After studying at Central Saint Martins in London, the Fashion Institute of Technology in New York and an abortive attempt at a career in advertising, Ong enrolled onto a course in shoe design at Cordwainers College in London.
“The first time I started making a shoe, I realised this was it,” she says. “They give you really bad leather, plastic stuff. There was nothing glamorous about it at all: chunky mid heel, awful toe. But the moment I started lasting it, pulling it together, touching it - I thought: I want more.”
She began a career in fashion in earnest, her star ascended extremely quickly. She went from hard time as a fashion intern for Harpers Bazaar in New York to Creative Director of Jimmy Choo (a job she won aged only 22) in the course of a very few short years.
In 2002, Beatrix Ong launched her eponymous shoe range, which quickly garnered significant attention. Her first collection landed her a place on The Independent’s Top 10 Leading Shoe Designers list, alongside Manolo Blahnik and Patrick Cox; as well as the nickname ‘The New Choo’. In 2004, she opened her first boutique, in Primrose Hill.
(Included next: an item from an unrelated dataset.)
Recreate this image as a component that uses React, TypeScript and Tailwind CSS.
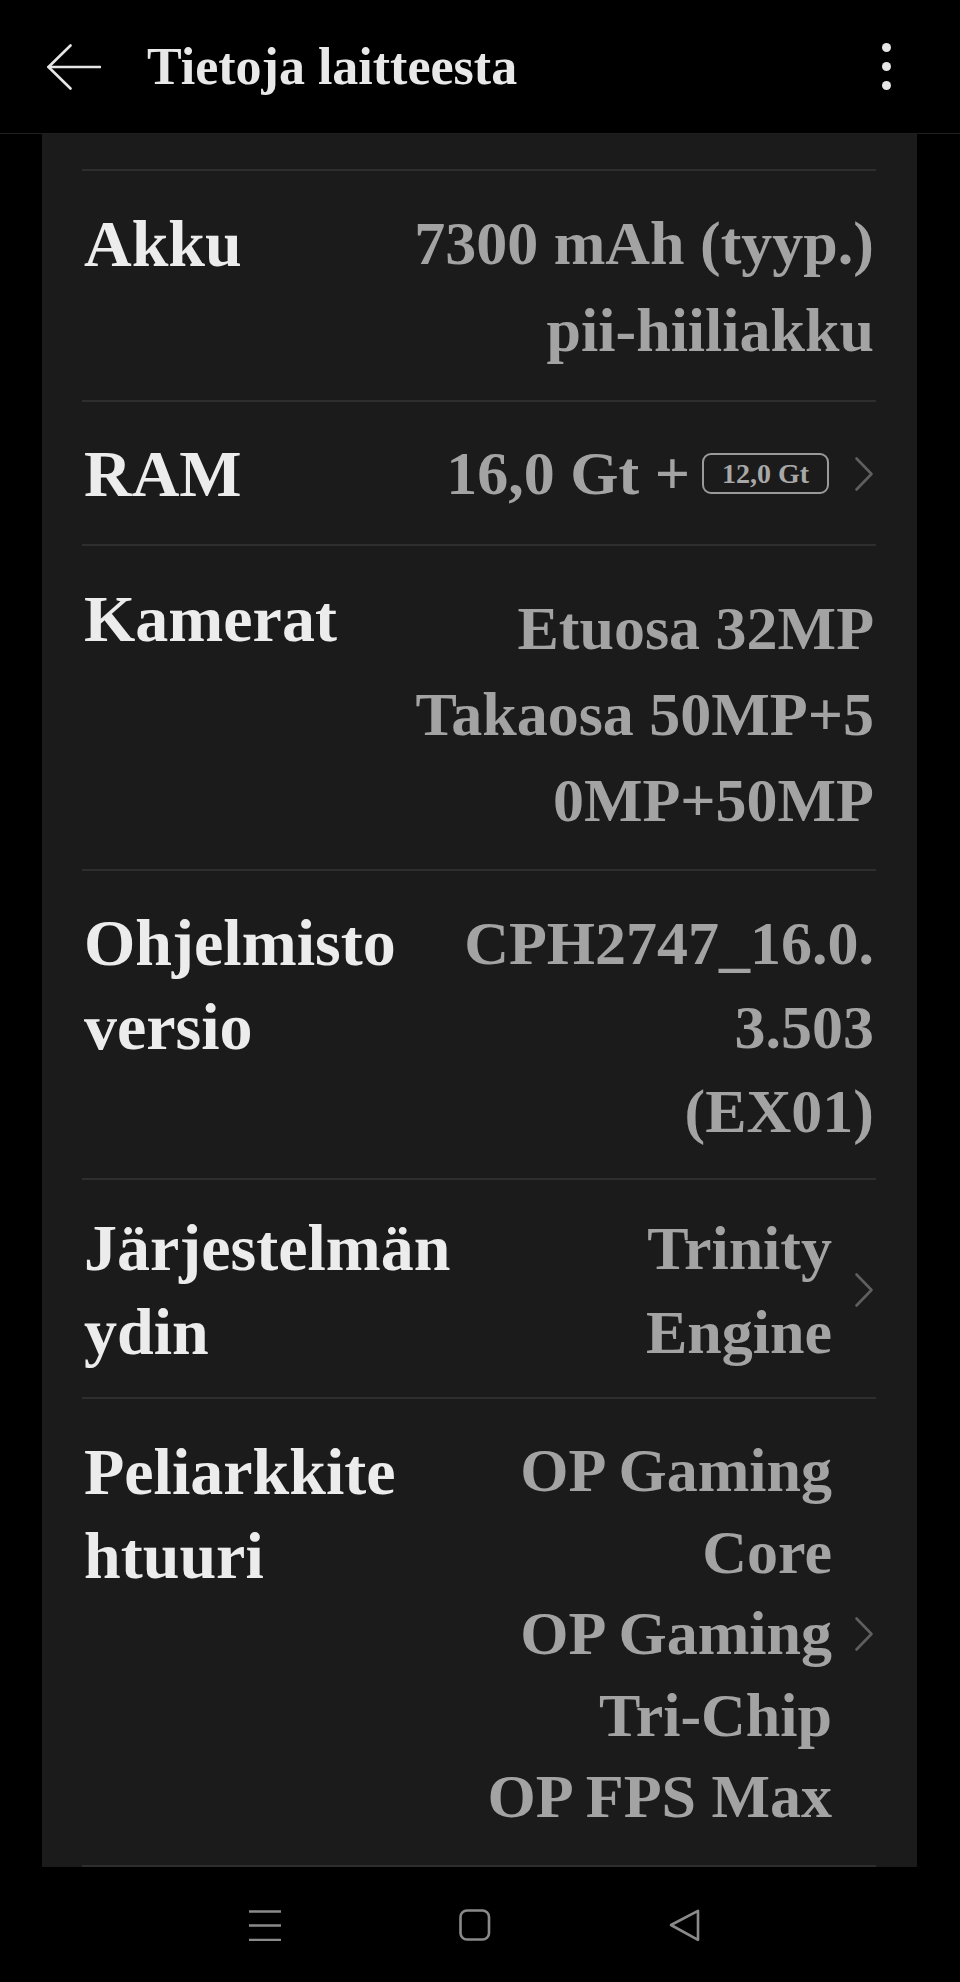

Ong’s absolute dedication to moving things forward, to working and evolving her ideas, her look, her product, has resulted in multiple, wildly differing projects and collaborations. She has worked with Martine Sitbon, Alice Temperley on Temperley, Nathan Jenden and Pringle, creating shoes for each designer's catwalk shows. She has also collaborated with brands as varied as Dover Street Market and Topshop, adjusting her aesthetic and her designs so that they melded perfectly with the dramatically different requirements of each customer. Most recently, Ong has customised Nike iD Blazer Trainers; and developed a range for luxury luggage brand Globe-Trotter.
In 2008, she launched Ong London, her first men’s line. In 2010, Ong designed footwear collections for both men's and womenswear at Aquascutum, and opened a shop-within-a-shop for her own label, in Aquascutum’s flagship store on London’s Regent Street.
And so Beatrix Ong works and grows both creatively and commercially. With the English National Ballet; with illustrators Natasha Law and Neal Murran (both of whom have created specially commissioned artwork for Ong’s limited edition shoe boxes). With plans for a hotly anticipated sunglasses range (which launches in 2011). With a flagship boutique which opened on Pavilion Road in Chelsea at the end of 2010. And now, being made an MBE.
She says that her inspiration comes from anything, from birds to Magritte to calligraphy to secretly watching women try on the shoes she has already made, in store: “watching the way they change when they try them on; her posture changes, her attitude changes, she struts! To give that to women is… amazing.”